## Objective
Everything from the first line of the data below through the line that contains "import React from" should be written out exactly, please, and nothing more; the pictures stay out.

## Material
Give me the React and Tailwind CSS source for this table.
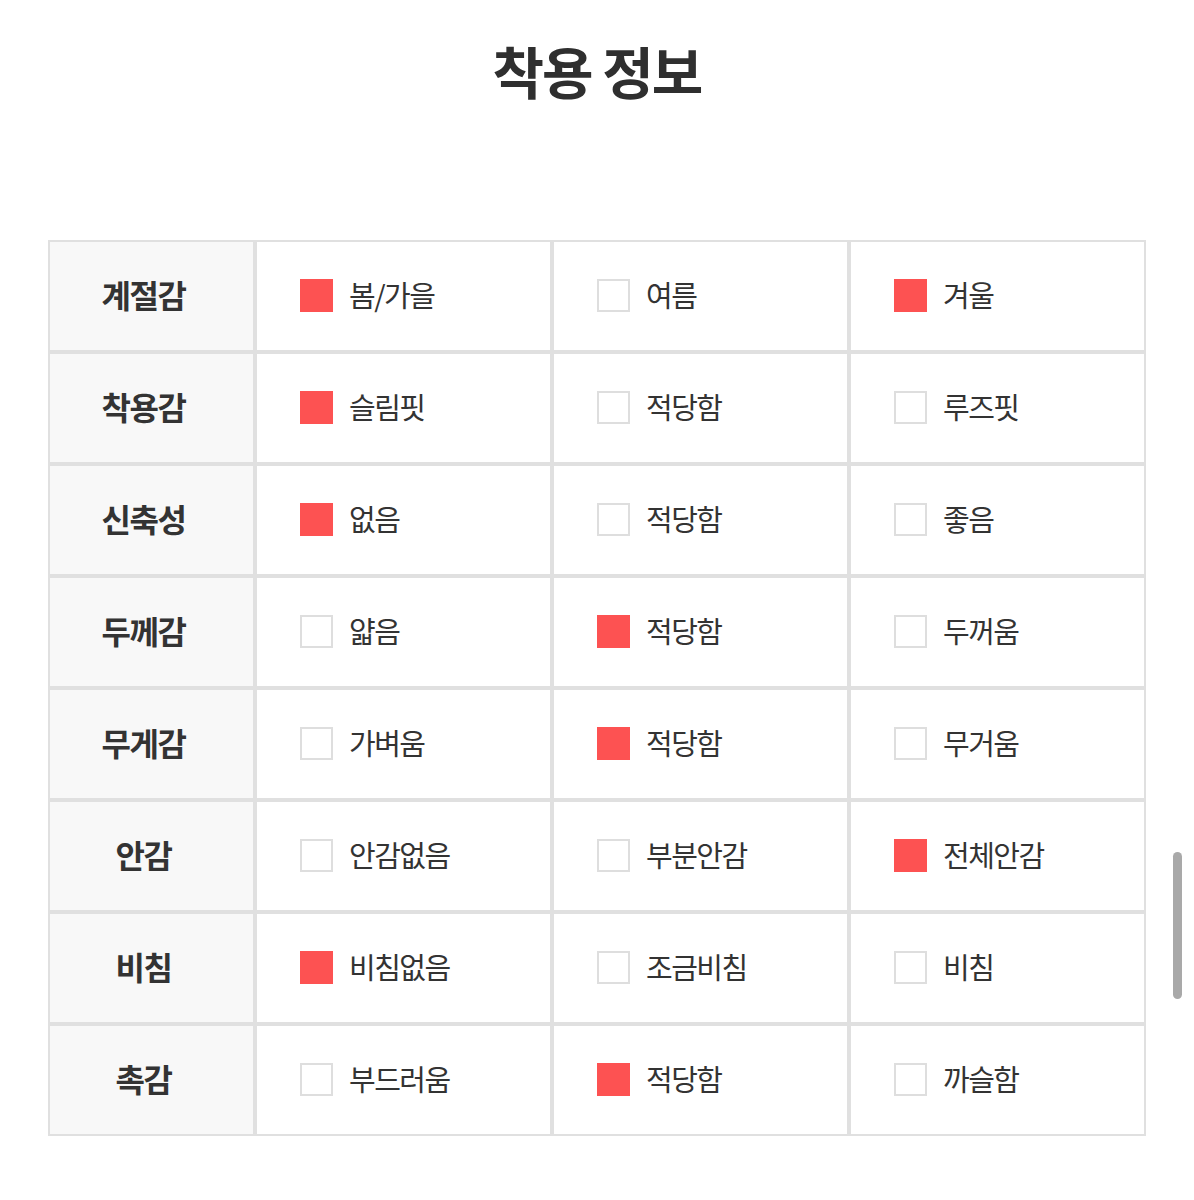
import React from "react";

const rows = [
  ["계절감", ["봄/가을", true], ["여름", false], ["겨울", true]],
  ["착용감", ["슬림핏", true], ["적당함", false], ["루즈핏", false]],
  ["신축성", ["없음", true], ["적당함", false], ["좋음", false]],
  ["두께감", ["얇음", false], ["적당함", true], ["두꺼움", false]],
  ["무게감", ["가벼움", false], ["적당함", true], ["무거움", false]],
  ["안감", ["안감없음", false], ["부분안감", false], ["전체안감", true]],
  ["비침", ["비침없음", true], ["조금비침", false], ["비침", false]],
  ["촉감", ["부드러움", false], ["적당함", true], ["까슬함", false]],
];

const font = { fontFamily: '"Noto Sans CJK KR", "Noto Sans", sans-serif' };

function Cell({ label, on }) {
  return (
    <td className="border-2 border-[#e0e0e0] bg-white h-[112px] p-0 align-middle">
      <div className="flex items-center pl-[43px] pb-[2px]">
        {on ? (
          <span className="block w-[33px] h-[33px] bg-[#fd5252]" />
        ) : (
          <span className="block w-[33px] h-[33px] border-2 border-[#dedede] bg-white" />
        )}
        <span className="ml-[16px] text-[29px] leading-none tracking-[-1.5px] text-[#333] -mt-[2px]">{label}</span>
      </div>
    </td>
  );
}

export default function App() {
  return (
    <div className="relative w-[1194px] h-[1200px] bg-white overflow-hidden" style={font}>
      <h1 className="pt-[38px] text-center text-[56px] font-bold leading-[64px] tracking-[-2px] text-[#2f2f2f]">
        착용 정보
      </h1>
      <div className="pt-[138px] pl-[48px]">
        <table className="border-separate border-spacing-0 w-[1098px] table-fixed">
          <colgroup>
            <col className="w-[207px]" />
            <col className="w-[297px]" />
            <col className="w-[297px]" />
            <col className="w-[297px]" />
          </colgroup>
          <tbody>
            {rows.map((r) => (
              <tr key={r[0]}>
                <td className="border-2 border-[#e0e0e0] bg-[#f8f8f8] h-[112px] p-0 pr-[16px] pb-[4px] text-center align-middle text-[32px] font-bold tracking-[-1.5px] text-[#333] leading-none">
                  {r[0]}
                </td>
                <Cell label={r[1][0]} on={r[1][1]} />
                <Cell label={r[2][0]} on={r[2][1]} />
                <Cell label={r[3][0]} on={r[3][1]} />
              </tr>
            ))}
          </tbody>
        </table>
      </div>
      <div className="absolute left-[1173px] top-[852px] w-[9px] h-[147px] rounded-full bg-[#a9a9a9]" />
    </div>
  );
}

## Solved exercise
Give me the React and Tailwind CSS source for this table.
import React from "react";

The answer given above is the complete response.